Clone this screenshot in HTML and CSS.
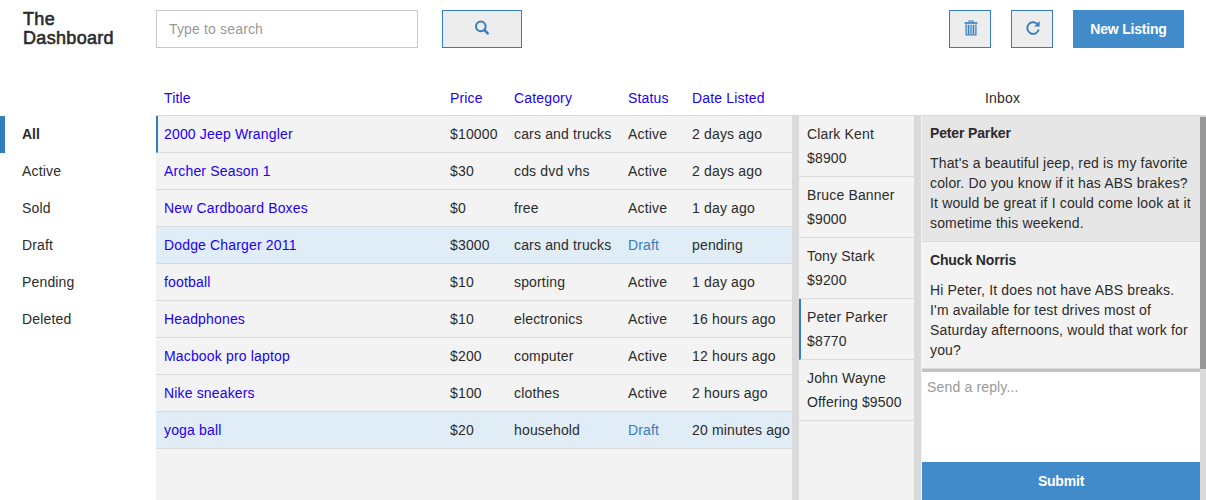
FILE: index.html
```html
<!DOCTYPE html>
<html lang="en">
<head>
<meta charset="utf-8">
<title>The Dashboard</title>
<link rel="stylesheet" href="styles.css">
</head>
<body>
<header class="topbar">
  <h1 class="brand">The<br>Dashboard</h1>
  <input class="search" type="text" placeholder="Type to search">
  <button class="btn btn-search" aria-label="Search"><svg width="16" height="16" viewBox="0 0 16 16"><circle cx="6.8" cy="6.4" r="4.8" fill="none" stroke="currentColor" stroke-width="2"/><path d="M10.3 9.9l3.4 3.4" stroke="currentColor" stroke-width="2.6" stroke-linecap="round"/></svg></button>
  <div class="actions">
    <button class="btn btn-icon" aria-label="Delete"><svg width="14" height="16" viewBox="0 0 14 16" fill="none" stroke="currentColor"><path d="M5 2.5V1h4v1.5" stroke-width="1.1"/><path d="M.5 3h13" stroke-width="1.6"/><path d="M2 4.5h10V15H2z" fill="currentColor" fill-opacity=".3" stroke="none"/><path d="M2 4.5V15h10V4.5" stroke-width="1.1"/><path d="M4.5 5v9.5M7 5v9.5M9.5 5v9.5" stroke-width="1"/></svg></button>
    <button class="btn btn-icon" aria-label="Refresh"><svg width="16" height="16" viewBox="0 0 16 16"><path d="M12.2 4A5.8 5.8 0 1 0 13.7 9.5" fill="none" stroke="currentColor" stroke-width="1.9"/><path d="M14.6 1v5.4H9.2z" fill="currentColor"/></svg></button>
    <button class="btn-primary btn-new">New Listing</button>
  </div>
</header>
<main class="layout">
  <nav class="filters">
    <a class="filter active">All</a>
    <a class="filter">Active</a>
    <a class="filter">Sold</a>
    <a class="filter">Draft</a>
    <a class="filter">Pending</a>
    <a class="filter">Deleted</a>
  </nav>
  <section class="listings">
    <div class="row head"><span>Title</span><span>Price</span><span>Category</span><span>Status</span><span>Date Listed</span></div>
    <div class="row selected"><a>2000 Jeep Wrangler</a><span>$10000</span><span>cars and trucks</span><span>Active</span><span>2 days ago</span></div>
    <div class="row"><a>Archer Season 1</a><span>$30</span><span>cds dvd vhs</span><span>Active</span><span>2 days ago</span></div>
    <div class="row"><a>New Cardboard Boxes</a><span>$0</span><span>free</span><span>Active</span><span>1 day ago</span></div>
    <div class="row draft"><a>Dodge Charger 2011</a><span>$3000</span><span>cars and trucks</span><span class="status">Draft</span><span>pending</span></div>
    <div class="row"><a>football</a><span>$10</span><span>sporting</span><span>Active</span><span>1 day ago</span></div>
    <div class="row"><a>Headphones</a><span>$10</span><span>electronics</span><span>Active</span><span>16 hours ago</span></div>
    <div class="row"><a>Macbook pro laptop</a><span>$200</span><span>computer</span><span>Active</span><span>12 hours ago</span></div>
    <div class="row"><a>Nike sneakers</a><span>$100</span><span>clothes</span><span>Active</span><span>2 hours ago</span></div>
    <div class="row draft"><a>yoga ball</a><span>$20</span><span>household</span><span class="status">Draft</span><span>20 minutes ago</span></div>
  </section>
  <section class="inbox">
    <h2 class="inbox-title">Inbox</h2>
    <div class="panes">
      <div class="offers">
        <div class="offer">Clark Kent<br>$8900</div>
        <div class="offer">Bruce Banner<br>$9000</div>
        <div class="offer">Tony Stark<br>$9200</div>
        <div class="offer current">Peter Parker<br>$8770</div>
        <div class="offer">John Wayne<br>Offering $9500</div>
      </div>
      <div class="thread">
        <article class="message incoming"><h3>Peter Parker</h3><p>That's a beautiful jeep, red is my favorite<br>color. Do you know if it has ABS brakes?<br>It would be great if I could come look at it<br>sometime this weekend.</p></article>
        <article class="message"><h3>Chuck Norris</h3><p>Hi Peter, It does not have ABS breaks.<br>I'm available for test drives most of<br>Saturday afternoons, would that work for<br>you?</p></article>
        <textarea class="reply" placeholder="Send a reply..."></textarea>
        <button class="btn-primary btn-submit">Submit</button>
      </div>
      <div class="scrollbar"><div class="thumb"></div></div>
    </div>
  </section>
</main>
</body>
</html>
```

FILE: styles.css
```css
* { box-sizing: border-box; }
body {
  margin: 0;
  height: 500px;
  overflow: hidden;
  background: #fff;
  color: #2b2b2b;
  font: 14px/20px "Liberation Sans", Arial, sans-serif;
  letter-spacing: .16px;
  display: flex;
  flex-direction: column;
}
h1, h2, h3, p { margin: 0; }
button, input, textarea { font: inherit; letter-spacing: inherit; border-radius: 0; margin: 0; }
svg { display: block; }

.topbar { display: flex; align-items: flex-start; height: 79px; padding: 10px 22px 0 23px; }
.brand {
  width: 133px;
  font-size: 18px;
  line-height: 19px;
  font-weight: 400;
  letter-spacing: .32px;
  -webkit-text-stroke: .6px currentColor;
}
.search { width: 262px; height: 38px; padding: 0 12px; border: 1px solid #c8c8c8; background: #fff; outline: 0; }
.search::placeholder { color: #999; }
.btn {
  display: flex;
  align-items: center;
  justify-content: center;
  height: 38px;
  padding: 0 0 2px;
  border: 1px solid #357ebd;
  background: #ededed;
  color: #357ebd;
}
.btn-search { width: 80px; margin-left: 24px; }
.actions { display: flex; gap: 20px; margin-left: auto; }
.btn-icon { width: 42px; padding-left: 1px; }
.btn-primary { height: 38px; padding: 0; border: 0; background: #428bca; color: #fff; font-weight: 700; letter-spacing: -.2px; }
.btn-new { width: 111px; }

.layout { flex: 1; display: grid; grid-template-columns: 156px 636px 414px; min-height: 0; }
.filters { padding-top: 37px; }
.filter { display: block; height: 37px; padding: 8px 0 0 22px; }
.filter.active { padding-left: 17px; border-left: 5px solid #357ebd; font-weight: 700; letter-spacing: 0; }

.listings { background: #f3f3f3; }
.row {
  display: grid;
  grid-template-columns: 286px 64px 114px 64px 1fr;
  height: 37px;
  padding: 8px 0 0 8px;
  border-bottom: 1px solid #dadada;
  white-space: nowrap;
}
.row a, .head { color: #20e; }
.row.head { padding-top: 9px; background: #fff; }
.row.selected { padding-left: 6px; border-left: 2px solid #357ebd; }
.row.draft { background: #e0edf7; }
.status { color: #357ebd; }

.inbox { display: flex; flex-direction: column; min-height: 0; }
.inbox-title { height: 37px; padding: 9px 0 0 193px; font: inherit; border-bottom: 1px solid #dadada; }
.panes { flex: 1; display: grid; grid-template-columns: 129px 279px 6px; min-height: 0; }
.offers { background: #f3f3f3; border: solid #dadada; border-width: 0 7px; white-space: nowrap; }
.offer { height: 61px; padding: 6px 0 0 8px; line-height: 24px; border-bottom: 1px solid #dadada; }
.offer.current { padding-left: 6px; border-left: 2px solid #357ebd; }
.thread { display: flex; flex-direction: column; border-left: 1px solid #f3f3f3; }
.message { height: 127px; padding: 8px 0 0 8px; background: #f3f3f3; border-bottom: 1px solid #dadada; white-space: nowrap; }
.message.incoming { height: 126px; padding-top: 7px; background: #e6e6e6; }
.message h3 { margin-bottom: 10px; font: inherit; font-weight: 700; letter-spacing: -.15px; }
.reply { flex: 1; padding: 5px; border: 0; border-top: 3px solid #c2c2c2; background: #fff; resize: none; outline: 0; }
.reply::placeholder { color: #999; }
.btn-submit { width: 100%; }
.scrollbar { background: #dadada; padding-top: 1px; }
.thumb { height: 252px; background: #979797; }
```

__________________________________________________

WHAT YOU SHOULD DO |
Gather each line of the listing that holds the string "this".

WRITTEN SOLUTION |
Clone this screenshot in HTML and CSS.
        <article class="message incoming"><h3>Peter Parker</h3><p>That's a beautiful jeep, red is my favorite<br>color. Do you know if it has ABS brakes?<br>It would be great if I could come look at it<br>sometime this weekend.</p></article>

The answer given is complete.